__TASK INSTRUCTIONS__
Can you transcribe every record below exactly as it appears?

__Saved entries__
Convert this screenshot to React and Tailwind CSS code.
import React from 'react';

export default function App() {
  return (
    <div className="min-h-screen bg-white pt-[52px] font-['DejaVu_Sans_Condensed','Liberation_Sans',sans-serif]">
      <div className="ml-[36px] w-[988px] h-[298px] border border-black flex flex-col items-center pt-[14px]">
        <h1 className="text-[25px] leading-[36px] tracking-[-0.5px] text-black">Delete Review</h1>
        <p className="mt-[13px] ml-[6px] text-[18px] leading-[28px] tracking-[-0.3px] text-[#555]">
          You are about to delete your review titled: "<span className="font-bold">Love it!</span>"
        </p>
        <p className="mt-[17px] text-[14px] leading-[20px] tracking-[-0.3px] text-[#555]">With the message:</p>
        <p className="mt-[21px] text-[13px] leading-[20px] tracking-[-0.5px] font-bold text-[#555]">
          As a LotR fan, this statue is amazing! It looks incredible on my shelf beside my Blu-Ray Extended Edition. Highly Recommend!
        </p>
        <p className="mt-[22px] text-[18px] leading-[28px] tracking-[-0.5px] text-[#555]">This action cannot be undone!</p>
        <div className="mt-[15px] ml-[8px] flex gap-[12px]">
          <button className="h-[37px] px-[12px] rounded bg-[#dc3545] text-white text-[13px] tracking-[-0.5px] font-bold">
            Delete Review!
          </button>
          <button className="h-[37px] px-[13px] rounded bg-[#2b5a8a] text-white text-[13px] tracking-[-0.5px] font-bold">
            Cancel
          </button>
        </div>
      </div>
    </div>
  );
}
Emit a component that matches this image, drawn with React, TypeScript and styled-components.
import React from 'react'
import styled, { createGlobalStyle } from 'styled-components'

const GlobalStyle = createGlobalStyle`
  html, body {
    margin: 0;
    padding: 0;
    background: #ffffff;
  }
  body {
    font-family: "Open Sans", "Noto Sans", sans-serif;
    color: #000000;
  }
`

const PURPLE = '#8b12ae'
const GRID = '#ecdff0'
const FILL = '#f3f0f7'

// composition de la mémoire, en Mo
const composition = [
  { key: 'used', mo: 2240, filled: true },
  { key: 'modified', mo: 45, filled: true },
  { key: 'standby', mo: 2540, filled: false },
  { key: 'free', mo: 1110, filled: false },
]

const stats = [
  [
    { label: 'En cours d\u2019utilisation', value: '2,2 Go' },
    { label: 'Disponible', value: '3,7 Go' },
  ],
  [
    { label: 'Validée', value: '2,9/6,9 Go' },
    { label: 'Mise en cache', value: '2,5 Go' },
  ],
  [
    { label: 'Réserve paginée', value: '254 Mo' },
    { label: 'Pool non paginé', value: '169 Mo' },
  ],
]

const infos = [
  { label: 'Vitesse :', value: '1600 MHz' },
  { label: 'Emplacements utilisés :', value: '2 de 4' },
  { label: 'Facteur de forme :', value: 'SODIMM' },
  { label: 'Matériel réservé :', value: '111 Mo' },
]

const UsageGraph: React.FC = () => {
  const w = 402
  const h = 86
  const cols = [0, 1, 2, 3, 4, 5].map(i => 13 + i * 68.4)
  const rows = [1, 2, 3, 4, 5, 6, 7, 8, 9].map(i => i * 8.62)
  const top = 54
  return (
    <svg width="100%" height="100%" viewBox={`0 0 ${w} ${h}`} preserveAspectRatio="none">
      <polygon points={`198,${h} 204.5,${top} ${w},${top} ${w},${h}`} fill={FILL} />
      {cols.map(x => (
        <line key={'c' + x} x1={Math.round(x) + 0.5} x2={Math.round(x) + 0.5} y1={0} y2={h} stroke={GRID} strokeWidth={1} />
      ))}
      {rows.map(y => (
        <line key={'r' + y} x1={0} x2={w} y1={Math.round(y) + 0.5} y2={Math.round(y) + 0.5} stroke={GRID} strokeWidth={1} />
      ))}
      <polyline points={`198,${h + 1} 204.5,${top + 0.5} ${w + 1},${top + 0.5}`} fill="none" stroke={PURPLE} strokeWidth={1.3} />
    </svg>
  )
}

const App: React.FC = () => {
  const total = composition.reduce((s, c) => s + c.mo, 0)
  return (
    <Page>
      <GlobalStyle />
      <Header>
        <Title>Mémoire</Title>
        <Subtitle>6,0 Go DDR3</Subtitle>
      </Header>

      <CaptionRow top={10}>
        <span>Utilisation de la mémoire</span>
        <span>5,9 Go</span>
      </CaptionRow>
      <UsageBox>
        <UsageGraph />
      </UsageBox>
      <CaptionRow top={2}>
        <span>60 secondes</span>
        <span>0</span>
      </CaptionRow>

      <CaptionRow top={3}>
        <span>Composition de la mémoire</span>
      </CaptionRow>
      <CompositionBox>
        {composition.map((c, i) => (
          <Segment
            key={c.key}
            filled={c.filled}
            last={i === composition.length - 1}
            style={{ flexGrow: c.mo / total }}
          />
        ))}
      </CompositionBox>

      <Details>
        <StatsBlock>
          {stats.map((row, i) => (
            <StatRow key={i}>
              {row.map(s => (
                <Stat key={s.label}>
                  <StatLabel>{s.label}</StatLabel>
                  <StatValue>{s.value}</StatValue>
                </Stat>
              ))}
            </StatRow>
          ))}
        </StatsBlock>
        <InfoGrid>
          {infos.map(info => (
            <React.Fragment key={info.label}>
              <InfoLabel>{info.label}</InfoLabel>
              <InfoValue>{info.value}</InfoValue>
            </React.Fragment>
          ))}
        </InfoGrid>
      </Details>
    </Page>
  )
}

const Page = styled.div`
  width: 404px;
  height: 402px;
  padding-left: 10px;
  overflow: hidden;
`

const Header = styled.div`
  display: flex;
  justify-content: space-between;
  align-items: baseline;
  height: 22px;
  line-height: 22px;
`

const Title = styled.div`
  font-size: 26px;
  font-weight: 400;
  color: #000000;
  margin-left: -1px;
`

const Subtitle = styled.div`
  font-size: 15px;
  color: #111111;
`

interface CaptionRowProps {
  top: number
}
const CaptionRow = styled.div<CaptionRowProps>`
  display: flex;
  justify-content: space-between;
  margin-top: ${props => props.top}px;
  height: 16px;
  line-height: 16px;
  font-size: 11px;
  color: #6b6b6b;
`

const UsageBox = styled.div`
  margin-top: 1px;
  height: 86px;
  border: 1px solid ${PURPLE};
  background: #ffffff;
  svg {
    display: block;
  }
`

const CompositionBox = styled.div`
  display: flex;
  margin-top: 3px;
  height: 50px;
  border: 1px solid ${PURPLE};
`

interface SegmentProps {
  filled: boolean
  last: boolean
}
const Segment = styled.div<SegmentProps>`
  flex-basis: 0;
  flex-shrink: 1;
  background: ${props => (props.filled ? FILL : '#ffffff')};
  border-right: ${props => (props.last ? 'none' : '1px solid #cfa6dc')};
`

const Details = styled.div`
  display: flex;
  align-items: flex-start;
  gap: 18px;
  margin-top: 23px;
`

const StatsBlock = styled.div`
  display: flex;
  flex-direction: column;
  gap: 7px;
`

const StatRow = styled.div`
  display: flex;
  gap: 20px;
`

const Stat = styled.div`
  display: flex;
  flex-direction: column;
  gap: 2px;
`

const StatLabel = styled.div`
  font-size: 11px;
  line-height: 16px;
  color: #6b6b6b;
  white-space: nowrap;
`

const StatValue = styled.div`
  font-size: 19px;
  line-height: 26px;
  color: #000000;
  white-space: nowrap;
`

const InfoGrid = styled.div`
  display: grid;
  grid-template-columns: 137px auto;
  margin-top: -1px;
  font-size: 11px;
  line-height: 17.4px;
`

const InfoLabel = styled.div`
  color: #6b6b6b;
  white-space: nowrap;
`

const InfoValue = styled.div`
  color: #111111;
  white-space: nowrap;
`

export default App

__FINISHED EXERCISE__
Convert this screenshot to React and Tailwind CSS code.
import React from 'react';

export default function App() {
  return (
    <div className="min-h-screen bg-white pt-[52px] font-['DejaVu_Sans_Condensed','Liberation_Sans',sans-serif]">
      <div className="ml-[36px] w-[988px] h-[298px] border border-black flex flex-col items-center pt-[14px]">
        <h1 className="text-[25px] leading-[36px] tracking-[-0.5px] text-black">Delete Review</h1>
        <p className="mt-[13px] ml-[6px] text-[18px] leading-[28px] tracking-[-0.3px] text-[#555]">
          You are about to delete your review titled: "<span className="font-bold">Love it!</span>"
        </p>
        <p className="mt-[17px] text-[14px] leading-[20px] tracking-[-0.3px] text-[#555]">With the message:</p>
        <p className="mt-[21px] text-[13px] leading-[20px] tracking-[-0.5px] font-bold text-[#555]">
          As a LotR fan, this statue is amazing! It looks incredible on my shelf beside my Blu-Ray Extended Edition. Highly Recommend!
        </p>
        <p className="mt-[22px] text-[18px] leading-[28px] tracking-[-0.5px] text-[#555]">This action cannot be undone!</p>
        <div className="mt-[15px] ml-[8px] flex gap-[12px]">
          <button className="h-[37px] px-[12px] rounded bg-[#dc3545] text-white text-[13px] tracking-[-0.5px] font-bold">
            Delete Review!
          </button>
          <button className="h-[37px] px-[13px] rounded bg-[#2b5a8a] text-white text-[13px] tracking-[-0.5px] font-bold">
            Cancel
          </button>
        </div>
      </div>
    </div>
  );
}
Emit a component that matches this image, drawn with React, TypeScript and styled-components.
import React from 'react'
import styled, { createGlobalStyle } from 'styled-components'

const GlobalStyle = createGlobalStyle`
  html, body {
    margin: 0;
    padding: 0;
    background: #ffffff;
  }
  body {
    font-family: "Open Sans", "Noto Sans", sans-serif;
    color: #000000;
  }
`

const PURPLE = '#8b12ae'
const GRID = '#ecdff0'
const FILL = '#f3f0f7'

// composition de la mémoire, en Mo
const composition = [
  { key: 'used', mo: 2240, filled: true },
  { key: 'modified', mo: 45, filled: true },
  { key: 'standby', mo: 2540, filled: false },
  { key: 'free', mo: 1110, filled: false },
]

const stats = [
  [
    { label: 'En cours d\u2019utilisation', value: '2,2 Go' },
    { label: 'Disponible', value: '3,7 Go' },
  ],
  [
    { label: 'Validée', value: '2,9/6,9 Go' },
    { label: 'Mise en cache', value: '2,5 Go' },
  ],
  [
    { label: 'Réserve paginée', value: '254 Mo' },
    { label: 'Pool non paginé', value: '169 Mo' },
  ],
]

const infos = [
  { label: 'Vitesse :', value: '1600 MHz' },
  { label: 'Emplacements utilisés :', value: '2 de 4' },
  { label: 'Facteur de forme :', value: 'SODIMM' },
  { label: 'Matériel réservé :', value: '111 Mo' },
]

const UsageGraph: React.FC = () => {
  const w = 402
  const h = 86
  const cols = [0, 1, 2, 3, 4, 5].map(i => 13 + i * 68.4)
  const rows = [1, 2, 3, 4, 5, 6, 7, 8, 9].map(i => i * 8.62)
  const top = 54
  return (
    <svg width="100%" height="100%" viewBox={`0 0 ${w} ${h}`} preserveAspectRatio="none">
      <polygon points={`198,${h} 204.5,${top} ${w},${top} ${w},${h}`} fill={FILL} />
      {cols.map(x => (
        <line key={'c' + x} x1={Math.round(x) + 0.5} x2={Math.round(x) + 0.5} y1={0} y2={h} stroke={GRID} strokeWidth={1} />
      ))}
      {rows.map(y => (
        <line key={'r' + y} x1={0} x2={w} y1={Math.round(y) + 0.5} y2={Math.round(y) + 0.5} stroke={GRID} strokeWidth={1} />
      ))}
      <polyline points={`198,${h + 1} 204.5,${top + 0.5} ${w + 1},${top + 0.5}`} fill="none" stroke={PURPLE} strokeWidth={1.3} />
    </svg>
  )
}

const App: React.FC = () => {
  const total = composition.reduce((s, c) => s + c.mo, 0)
  return (
    <Page>
      <GlobalStyle />
      <Header>
        <Title>Mémoire</Title>
        <Subtitle>6,0 Go DDR3</Subtitle>
      </Header>

      <CaptionRow top={10}>
        <span>Utilisation de la mémoire</span>
        <span>5,9 Go</span>
      </CaptionRow>
      <UsageBox>
        <UsageGraph />
      </UsageBox>
      <CaptionRow top={2}>
        <span>60 secondes</span>
        <span>0</span>
      </CaptionRow>

      <CaptionRow top={3}>
        <span>Composition de la mémoire</span>
      </CaptionRow>
      <CompositionBox>
        {composition.map((c, i) => (
          <Segment
            key={c.key}
            filled={c.filled}
            last={i === composition.length - 1}
            style={{ flexGrow: c.mo / total }}
          />
        ))}
      </CompositionBox>

      <Details>
        <StatsBlock>
          {stats.map((row, i) => (
            <StatRow key={i}>
              {row.map(s => (
                <Stat key={s.label}>
                  <StatLabel>{s.label}</StatLabel>
                  <StatValue>{s.value}</StatValue>
                </Stat>
              ))}
            </StatRow>
          ))}
        </StatsBlock>
        <InfoGrid>
          {infos.map(info => (
            <React.Fragment key={info.label}>
              <InfoLabel>{info.label}</InfoLabel>
              <InfoValue>{info.value}</InfoValue>
            </React.Fragment>
          ))}
        </InfoGrid>
      </Details>
    </Page>
  )
}

const Page = styled.div`
  width: 404px;
  height: 402px;
  padding-left: 10px;
  overflow: hidden;
`

const Header = styled.div`
  display: flex;
  justify-content: space-between;
  align-items: baseline;
  height: 22px;
  line-height: 22px;
`

const Title = styled.div`
  font-size: 26px;
  font-weight: 400;
  color: #000000;
  margin-left: -1px;
`

const Subtitle = styled.div`
  font-size: 15px;
  color: #111111;
`

interface CaptionRowProps {
  top: number
}
const CaptionRow = styled.div<CaptionRowProps>`
  display: flex;
  justify-content: space-between;
  margin-top: ${props => props.top}px;
  height: 16px;
  line-height: 16px;
  font-size: 11px;
  color: #6b6b6b;
`

const UsageBox = styled.div`
  margin-top: 1px;
  height: 86px;
  border: 1px solid ${PURPLE};
  background: #ffffff;
  svg {
    display: block;
  }
`

const CompositionBox = styled.div`
  display: flex;
  margin-top: 3px;
  height: 50px;
  border: 1px solid ${PURPLE};
`

interface SegmentProps {
  filled: boolean
  last: boolean
}
const Segment = styled.div<SegmentProps>`
  flex-basis: 0;
  flex-shrink: 1;
  background: ${props => (props.filled ? FILL : '#ffffff')};
  border-right: ${props => (props.last ? 'none' : '1px solid #cfa6dc')};
`

const Details = styled.div`
  display: flex;
  align-items: flex-start;
  gap: 18px;
  margin-top: 23px;
`

const StatsBlock = styled.div`
  display: flex;
  flex-direction: column;
  gap: 7px;
`

const StatRow = styled.div`
  display: flex;
  gap: 20px;
`

const Stat = styled.div`
  display: flex;
  flex-direction: column;
  gap: 2px;
`

const StatLabel = styled.div`
  font-size: 11px;
  line-height: 16px;
  color: #6b6b6b;
  white-space: nowrap;
`

const StatValue = styled.div`
  font-size: 19px;
  line-height: 26px;
  color: #000000;
  white-space: nowrap;
`

const InfoGrid = styled.div`
  display: grid;
  grid-template-columns: 137px auto;
  margin-top: -1px;
  font-size: 11px;
  line-height: 17.4px;
`

const InfoLabel = styled.div`
  color: #6b6b6b;
  white-space: nowrap;
`

const InfoValue = styled.div`
  color: #111111;
  white-space: nowrap;
`

export default App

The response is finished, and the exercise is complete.